Nutley PBA Vice President James O’Halloran asked Petracco why he pushed for a “secret study” of the department’s organization for up to $17,500 “without talking to the chief of police” – especially, he added, when it’s the type of study “the Attorney General’s Office would do for free.”
Petracco deferred to Township Counsel Kevin Harkins, who characterized the study as “a work in progress. If the mayor sees fit to release it, he will.”
Alluding to the possibility of allowing officers below the rank of captain to take the Civil Service promotional test for police chief, Petracco drew jeers from the audience when he said: “I don’t know what the big objection is to invite a little competition.” Not long afterward, the chambers fell silent when Police Lt. John Ryan approached the microphone to announce: “I’d like the opportunity to test for the [chief’s] position.”

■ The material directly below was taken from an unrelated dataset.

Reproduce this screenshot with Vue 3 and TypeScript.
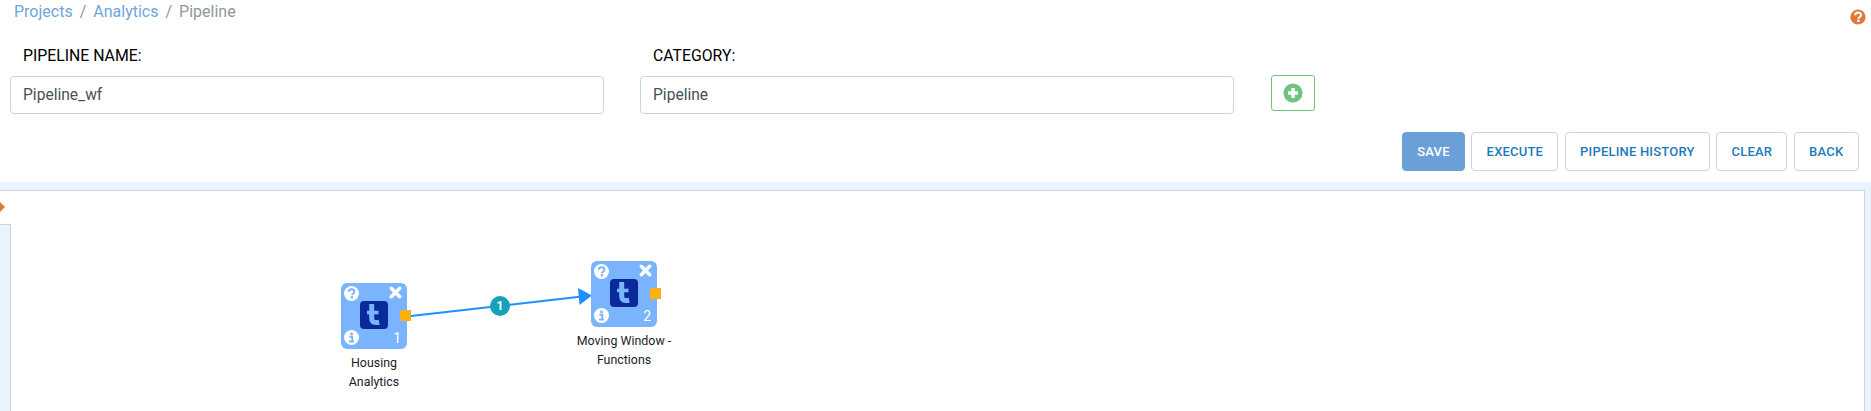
<script setup lang="ts">
interface PipelineNode {
  id: number
  x: number
  y: number
  label: string[]
}

const crumbs: string[] = ['Projects', 'Analytics']
const actions: string[] = ['Execute', 'Pipeline History', 'Clear', 'Back']
const nodes: PipelineNode[] = [
  { id: 1, x: 341, y: 92, label: ['Housing', 'Analytics'] },
  { id: 2, x: 591, y: 70, label: ['Moving Window -', 'Functions'] },
]
</script>

<template>
  <div class="page">
    <nav class="crumbs">
      <template v-for="c in crumbs" :key="c">
        <span class="crumb-link">{{ c }}</span>
        <span class="crumb-sep">/</span>
      </template>
      <span class="crumb-current">Pipeline</span>
    </nav>

    <svg class="help" viewBox="0 0 16 16" aria-label="help">
      <circle cx="8" cy="8" r="7.6" fill="#e0783a" />
      <path d="M5.2 6.2C5.3 4.6 6.5 3.6 8 3.6c1.7 0 3 1 3 2.5 0 2.1-2.5 2-2.5 3.6" fill="none" stroke="#fff" stroke-width="2" />
      <rect x="7.2" y="10.6" width="2.4" height="2.4" fill="#fff" />
    </svg>

    <div class="form-row">
      <div class="field">
        <label class="field-label">PIPELINE NAME:</label>
        <div class="input">Pipeline_wf</div>
      </div>
      <div class="field">
        <label class="field-label">CATEGORY:</label>
        <div class="input">Pipeline</div>
      </div>
      <button class="add">
        <svg viewBox="0 0 20 20" width="20" height="20">
          <circle cx="10" cy="10" r="9.6" fill="#71c27e" />
          <path d="M10 5v10M5 10h10" stroke="#fff" stroke-width="3.4" />
        </svg>
      </button>
    </div>

    <div class="actions">
      <button class="btn btn-primary">Save</button>
      <button v-for="a in actions" :key="a" class="btn">{{ a }}</button>
    </div>

    <section class="band">
      <div class="canvas">
        <span class="diamond"></span>
        <div class="side-panel"></div>

        <svg class="edges" width="1871" height="220">
          <line x1="411" y1="125" x2="582" y2="105.5" stroke="#1e90ff" stroke-width="2" />
          <polygon points="592,104.5 578,97 579.5,114" fill="#1e90ff" />
        </svg>
        <span class="edge-badge">1</span>

        <div
          v-for="n in nodes"
          :key="n.id"
          class="node"
          :style="{ left: n.x + 'px', top: n.y + 'px' }"
        >
          <div class="tile">
            <svg class="ico ico-q" viewBox="0 0 16 16">
              <circle cx="8" cy="8" r="8" fill="#fff" />
              <path d="M5 6.2C5.1 4.5 6.4 3.4 8 3.4c1.8 0 3.1 1.1 3.1 2.6 0 2.2-2.6 2.1-2.6 3.8" fill="none" stroke="#7ab4ff" stroke-width="2" />
              <rect x="7.2" y="10.8" width="2.5" height="2.4" fill="#7ab4ff" />
            </svg>
            <svg class="ico ico-x" viewBox="0 0 14 14">
              <path d="M2.5 2.5l9 9M11.5 2.5l-9 9" stroke="#fff" stroke-width="3.8" stroke-linecap="round" />
            </svg>
            <svg class="ico ico-i" viewBox="0 0 16 16">
              <circle cx="8" cy="8" r="8" fill="#fff" />
              <rect x="6.7" y="2.8" width="2.7" height="2.7" fill="#7ab4ff" />
              <path d="M5.8 7.2h3v5M5.4 12.2h5.2" fill="none" stroke="#7ab4ff" stroke-width="2" />
            </svg>
            <svg class="logo" viewBox="0 0 28 28">
              <rect width="28" height="28" rx="4" fill="#0a2a9c" />
              <path d="M11.7 3v14c0 4.2 2.4 5.2 7.5 4.2" fill="none" stroke="#7ab4ff" stroke-width="5" />
              <path d="M7 11.5h11.5" fill="none" stroke="#7ab4ff" stroke-width="3.6" />
            </svg>
            <span class="num">{{ n.id }}</span>
          </div>
          <span class="handle"></span>
          <div class="node-label">
            <div v-for="l in n.label" :key="l">{{ l }}</div>
          </div>
        </div>
      </div>
    </section>
  </div>
</template>

<style>
html, body { margin: 0; background: #fff; overflow: hidden; }
</style>

<style scoped>
.page {
  position: relative;
  width: 1871px;
  height: 411px;
  overflow: hidden;
  font-family: Roboto, "Liberation Sans", sans-serif;
  background: #fff;
  display: flex;
  flex-direction: column;
}
.crumbs {
  height: 24px;
  line-height: 24px;
  padding-left: 14px;
  font-size: 16px;
  display: flex;
  gap: 7px;
}
.crumb-link { color: #6ca6dc; }
.crumb-sep, .crumb-current { color: #8f979e; }
.help {
  position: absolute;
  left: 1850px;
  top: 9px;
  width: 16px;
  height: 16px;
}
.form-row {
  display: flex;
  align-items: flex-end;
  gap: 36px;
  padding-left: 10px;
  margin-top: 22px;
}
.field { width: 594px; }
.field-label {
  display: block;
  height: 20px;
  line-height: 20px;
  padding-left: 13px;
  font-size: 15.8px;
  font-weight: 400;
  color: #000;
}
.input {
  box-sizing: border-box;
  margin-top: 10px;
  height: 38px;
  line-height: 36px;
  padding-left: 12px;
  border: 1px solid #ced4da;
  border-radius: 4px;
  font-size: 15.6px;
  color: #495057;
}
.add {
  box-sizing: border-box;
  width: 44px;
  height: 36px;
  margin: 0 0 3px 1px;
  padding: 0;
  background: #fff;
  border: 1px solid #71c27e;
  border-radius: 3px;
  display: flex;
  align-items: center;
  justify-content: center;
}
.actions {
  display: flex;
  justify-content: flex-end;
  gap: 6.5px;
  padding-right: 12.5px;
  margin-top: 18px;
}
.btn {
  box-sizing: border-box;
  height: 39px;
  padding: 0 14.2px;
  background: #fff;
  border: 1px solid #ced4da;
  border-radius: 4px;
  font-family: inherit;
  font-size: 13px;
  font-weight: 500;
  letter-spacing: 0.2px;
  text-transform: uppercase;
  color: #1b7bbd;
}
.btn-primary {
  background: #6a9fd8;
  border-color: #6a9fd8;
  color: #fff;
}
.band {
  flex: 1;
  margin-top: 11px;
  padding: 8px 6.5px 0 0;
  background: #e8f3fd;
  display: flex;
}
.canvas {
  position: relative;
  flex: 1;
  margin: 0 0 -10px -1px;
  background: #fff;
  border: 1px solid #ced4da;
}
.diamond {
  position: absolute;
  left: -5px;
  top: 11px;
  width: 10px;
  height: 10px;
  background: #e0783a;
  clip-path: polygon(50% 0, 100% 50%, 50% 100%, 0 50%);
}
.side-panel {
  position: absolute;
  left: 0;
  top: 33px;
  bottom: 0;
  width: 10px;
  background: #e8f3fd;
  border-top: 1px solid #ced4da;
  border-right: 1px solid #ced4da;
}
.edges {
  position: absolute;
  left: 0;
  top: 0;
}
.edge-badge {
  position: absolute;
  left: 490px;
  top: 105px;
  width: 20px;
  height: 20px;
  border-radius: 50%;
  background: #17a2b8;
  color: #fff;
  font-size: 12px;
  font-weight: 700;
  line-height: 20px;
  text-align: center;
}
.node {
  position: absolute;
  width: 66px;
}
.tile {
  position: relative;
  width: 66px;
  height: 66px;
  border-radius: 6px;
  background: #7ab4ff;
}
.ico { position: absolute; }
.ico-q { left: 3px; top: 3px; width: 15px; height: 15px; }
.ico-x { left: 48px; top: 3px; width: 13px; height: 13px; }
.ico-i { left: 3px; top: 47px; width: 15px; height: 15px; }
.logo {
  position: absolute;
  left: 19px;
  top: 18px;
  width: 28px;
  height: 28px;
}
.num {
  position: absolute;
  right: 6px;
  bottom: 2px;
  font-size: 14px;
  line-height: 18px;
  color: #fff;
}
.handle {
  position: absolute;
  left: 59px;
  top: 27px;
  box-sizing: border-box;
  width: 11px;
  height: 11px;
  background: #ffb300;
  border: 1px solid #f5a742;
}
.node-label {
  position: absolute;
  left: -27px;
  right: -27px;
  top: 70px;
  font-size: 12.4px;
  line-height: 19px;
  text-align: center;
  color: #1c1c2a;
}
</style>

Lodi PBA President Frank Debartola urged the commissioners to “treat [Strumolo] fairly for his hard work to this township,” and Bloomfield Police Officer John Cerchio urged them to treat the Civil Service process seriously or face the possibility of a costly lawsuit. “If you mess with their careers, they have a lifetime to [marshal the electorate to] get back at you.”
Getting the last word, Petracco told the crowd that, despite the accusations against him, “Every decision I make is for [the] 30,000 people [of Nutley]. Sometimes it’s easy to throw daggers from a safe distance.”
Six months ago, Petracco said, he had a conversation with Chief Holland about what to do when Holland retires Nov. 1 and “he told me I shouldn’t be thinking about that because we have someone [for the job, meaning Strumolo].”
Unfortunately, Petracco said, “we’re losing our biggest taxpayer [Roche] and we have an opportunity to save money in public safety. I compromised by not going to a civilian director. We could’ve saved $100,000 but I’m willing to compromise. We have one person in this arena to move up [but] we need to exercise all options.
“But to put a rat in front of this building, to deface this town, guys, we’re going in the wrong direction. Everyone’s got to be willing to compromise.”